Cycling has had a headstart when it comes to getting its house in order.
After well over a decade as the poster child for a sport shaken to its core by scandal, cycling has now seen football, athletics and tennis join it in the dock in the past year.
Allegations of widespread bribery, doping and match-fixing have sent shockwaves through those respective sports after years of what Irish cycling legend Sean Kelly describes as ‘denial’.
“I don’t know what the other sports were expecting to do, but they were denying the problem,” Kelly told us last week in Calpe.
“With cycling, they didn’t hide the problem. It was always going to be impossible for the other sports because people will always talk in the end and that is what is happening.”
Cycling’s doping problems, highlighted by the very public shaming of Lance Armstrong, have cost it legions of fans around the world, but Irish legend Sean Kelly believes the sport has put in place a system that is allowing it to gain the upper hand in the battle against doping.
“Cycling went through a very bad time. The doping problem has been going on for a long time, but cycling is a sport that has been working on it. It took a long time to get the biological passport structured right and since they got it it has been taking riders out.
“Cycling haven’t been afraid to publicise riders that have been positive, they haven’t been brushing anything under the carpet. Now cycling has the advantage, cycling has been through it and come out the other end.
“The other sports, which there have been rumours circulating about for the last years, but it has been kept very quiet and now they have the problems to get through.”

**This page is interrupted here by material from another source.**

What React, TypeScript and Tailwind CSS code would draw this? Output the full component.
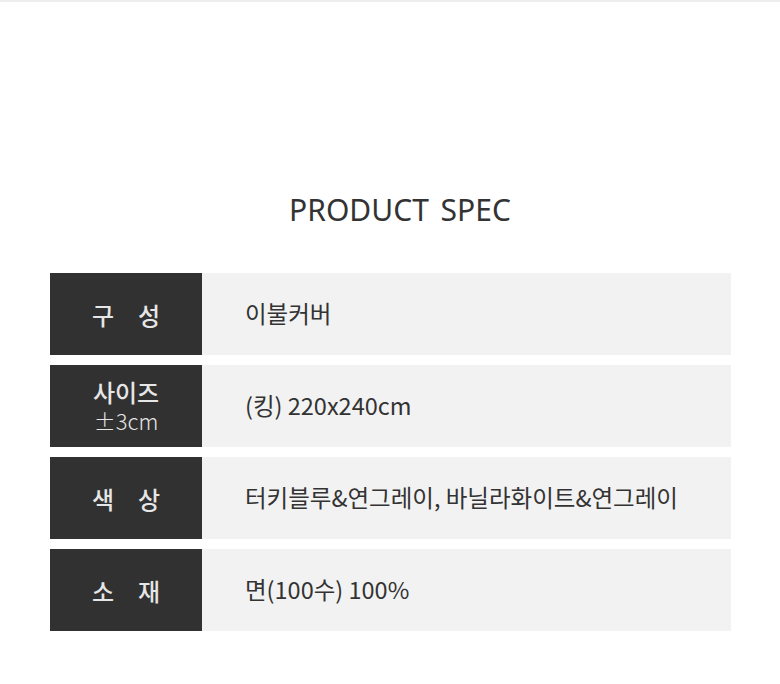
const rows = [
  { label: '구　성', value: '이불커버' },
  { label: '사이즈', sub: '±3cm', value: '(킹) 220x240cm' },
  { label: '색　상', value: '터키블루&연그레이, 바닐라화이트&연그레이' },
  { label: '소　재', value: '면(100수) 100%' },
];

export default function App() {
  return (
    <div
      className="w-[780px] h-[684px] bg-white border-t-2 border-[#eeeeee] text-[#333333]"
      style={{ fontFamily: '"Noto Sans CJK KR", "Noto Sans", sans-serif' }}
    >
      <h2
        className="pt-[187px] pl-[20px] text-center text-[30px] leading-[42px] font-normal [word-spacing:4px]"
        style={{ fontFamily: '"Noto Sans", "Noto Sans CJK KR", sans-serif' }}
      >
        PRODUCT SPEC
      </h2>

      <div className="mt-[42px] mx-[50px] w-[681px] flex flex-col gap-[10px]">
        {rows.map((row) => (
          <div key={row.label} className="flex h-[82px]">
            <div className="w-[152px] bg-[#313131] flex flex-col items-center justify-center text-[#e6e6e6]">
              <span className="text-[24px] leading-[29px] font-medium">{row.label}</span>
              {row.sub && <span className="text-[22px] leading-[29px] font-light">{row.sub}</span>}
            </div>
            <div className="flex-1 bg-[#f2f2f2] flex items-center pl-[43px] text-[23.5px]">
              {row.value}
            </div>
          </div>
        ))}
      </div>
    </div>
  );
}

Kelly was speaking in southern Spain at the launch of his An Post-Chain Reaction team for 2016, and he admits to hoping that the UCI-Continental outfit can make it a three in a row when it comes to developing Irish talent.

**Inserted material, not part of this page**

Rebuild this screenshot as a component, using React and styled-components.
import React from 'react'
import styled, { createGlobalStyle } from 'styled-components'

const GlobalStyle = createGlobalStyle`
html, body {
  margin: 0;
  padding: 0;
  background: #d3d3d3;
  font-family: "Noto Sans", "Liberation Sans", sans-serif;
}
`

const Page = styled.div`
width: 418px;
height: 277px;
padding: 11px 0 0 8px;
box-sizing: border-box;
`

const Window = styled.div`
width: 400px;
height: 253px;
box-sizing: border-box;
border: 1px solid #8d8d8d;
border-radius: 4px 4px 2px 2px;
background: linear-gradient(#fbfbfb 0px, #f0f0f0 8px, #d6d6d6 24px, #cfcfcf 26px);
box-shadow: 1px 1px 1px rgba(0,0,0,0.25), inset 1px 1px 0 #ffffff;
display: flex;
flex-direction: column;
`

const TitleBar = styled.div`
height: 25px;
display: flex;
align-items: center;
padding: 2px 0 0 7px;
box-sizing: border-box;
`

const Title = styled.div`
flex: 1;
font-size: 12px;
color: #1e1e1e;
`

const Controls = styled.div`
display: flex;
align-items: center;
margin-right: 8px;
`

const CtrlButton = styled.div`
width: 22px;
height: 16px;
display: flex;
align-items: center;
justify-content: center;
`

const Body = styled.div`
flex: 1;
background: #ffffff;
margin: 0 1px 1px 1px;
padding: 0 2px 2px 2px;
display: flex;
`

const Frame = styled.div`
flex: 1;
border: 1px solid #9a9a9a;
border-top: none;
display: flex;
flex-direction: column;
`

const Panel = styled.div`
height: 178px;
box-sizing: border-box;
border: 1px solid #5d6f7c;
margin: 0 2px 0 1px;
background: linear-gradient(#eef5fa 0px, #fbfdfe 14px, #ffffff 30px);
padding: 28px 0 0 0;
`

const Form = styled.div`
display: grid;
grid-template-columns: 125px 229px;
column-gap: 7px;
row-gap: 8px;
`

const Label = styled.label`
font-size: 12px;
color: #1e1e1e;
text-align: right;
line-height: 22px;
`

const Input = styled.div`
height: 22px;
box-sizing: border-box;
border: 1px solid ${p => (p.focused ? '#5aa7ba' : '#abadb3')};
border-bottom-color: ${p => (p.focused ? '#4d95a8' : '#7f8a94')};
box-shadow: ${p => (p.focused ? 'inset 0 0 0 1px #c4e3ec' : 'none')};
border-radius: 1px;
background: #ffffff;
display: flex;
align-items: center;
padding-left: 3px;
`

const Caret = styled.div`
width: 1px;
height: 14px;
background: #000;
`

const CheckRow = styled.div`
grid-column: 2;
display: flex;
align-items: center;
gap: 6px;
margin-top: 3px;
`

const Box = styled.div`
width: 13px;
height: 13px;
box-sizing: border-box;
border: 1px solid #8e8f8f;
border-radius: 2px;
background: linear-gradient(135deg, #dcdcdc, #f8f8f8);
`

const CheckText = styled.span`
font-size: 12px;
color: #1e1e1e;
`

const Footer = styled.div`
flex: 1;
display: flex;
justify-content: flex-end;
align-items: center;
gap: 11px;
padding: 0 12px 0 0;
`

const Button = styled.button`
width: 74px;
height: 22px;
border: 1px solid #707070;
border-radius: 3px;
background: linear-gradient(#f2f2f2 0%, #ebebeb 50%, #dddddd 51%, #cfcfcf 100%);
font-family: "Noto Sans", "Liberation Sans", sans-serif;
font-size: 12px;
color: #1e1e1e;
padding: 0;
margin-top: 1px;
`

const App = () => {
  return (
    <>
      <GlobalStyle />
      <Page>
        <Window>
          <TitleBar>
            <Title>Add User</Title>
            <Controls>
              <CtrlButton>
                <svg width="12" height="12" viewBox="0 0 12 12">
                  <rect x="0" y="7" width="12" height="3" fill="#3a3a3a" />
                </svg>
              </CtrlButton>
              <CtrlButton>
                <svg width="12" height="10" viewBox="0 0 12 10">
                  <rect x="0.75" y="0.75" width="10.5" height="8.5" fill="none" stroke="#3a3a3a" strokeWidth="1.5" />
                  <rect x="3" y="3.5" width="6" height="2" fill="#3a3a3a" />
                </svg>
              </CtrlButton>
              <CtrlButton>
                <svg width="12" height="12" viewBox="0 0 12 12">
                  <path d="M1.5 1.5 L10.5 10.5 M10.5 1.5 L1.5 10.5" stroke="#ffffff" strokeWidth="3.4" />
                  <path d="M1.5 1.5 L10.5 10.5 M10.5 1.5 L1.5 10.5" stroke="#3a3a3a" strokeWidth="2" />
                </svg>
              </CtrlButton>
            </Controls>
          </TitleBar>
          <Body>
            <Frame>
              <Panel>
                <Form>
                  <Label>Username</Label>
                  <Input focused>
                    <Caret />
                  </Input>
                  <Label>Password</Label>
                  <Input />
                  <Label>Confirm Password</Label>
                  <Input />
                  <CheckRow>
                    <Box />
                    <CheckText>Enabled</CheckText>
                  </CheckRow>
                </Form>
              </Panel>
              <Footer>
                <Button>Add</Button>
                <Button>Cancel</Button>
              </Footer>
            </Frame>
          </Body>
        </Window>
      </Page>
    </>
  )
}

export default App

The last two years have seen Sam Bennett (above) and Ryan Mullen graduate to teams competing at the highest level of the sport and while Kelly is hopeful of continuing that conveyor belt of talent with member of this year’s squad of 16 riders, he admits that getting greater numbers of prospects into racing might only happen when young people can witness Irish success on the big stage.
“Our objective since the early days would be to develop Irish riders from the juniors and try to move them to the next level. That took longer than we planned, but now it’s happened and we’ve done well with Bennett and Mullen and hopefully we can do it with a number of other Irish riders.
“I think from a competitive point of view, the amount of younger riders in racing is not as many as we would like.
“When Wiggins won the Tour with Sky, that gets huge national coverage and that had a snowball effect [in Britain]. If we had something like that in Ireland that would really speed up the a mount of younger people getting involved in the sport.
“If you look at the Olympics and Dan Martin, if we could get a performance where he could win or get a result in the Olympic road race, well that would be huge for cycling and generating interest in the sport among young people. It would amazing to get a result like that.”
Martin has switched jerseys this year, leaving the Cannondale-Garmin team after eight years to join Belgian outfit Etixx-QuickStep, a move heartily endorsed by Kelly as the Irishman looks to add to his recent triumphs in Liege-Bastogne-Liege and Il Lombardia.
“I think the move was needed,” he said. “You definitely need to move. When you’re with a team for many years, working with the same personnel, to change colours is certainly good for motivation.
“He needed that because you do get stale and it’s very hard to keep motivated when you know everyone in the team too well.
“Quickstep is a huge team that can do well in all sorts of Classics so it’s certainly a good move. It is certainly better than not moving. Staying with Garmin wouldn’t have been a good choice for him.”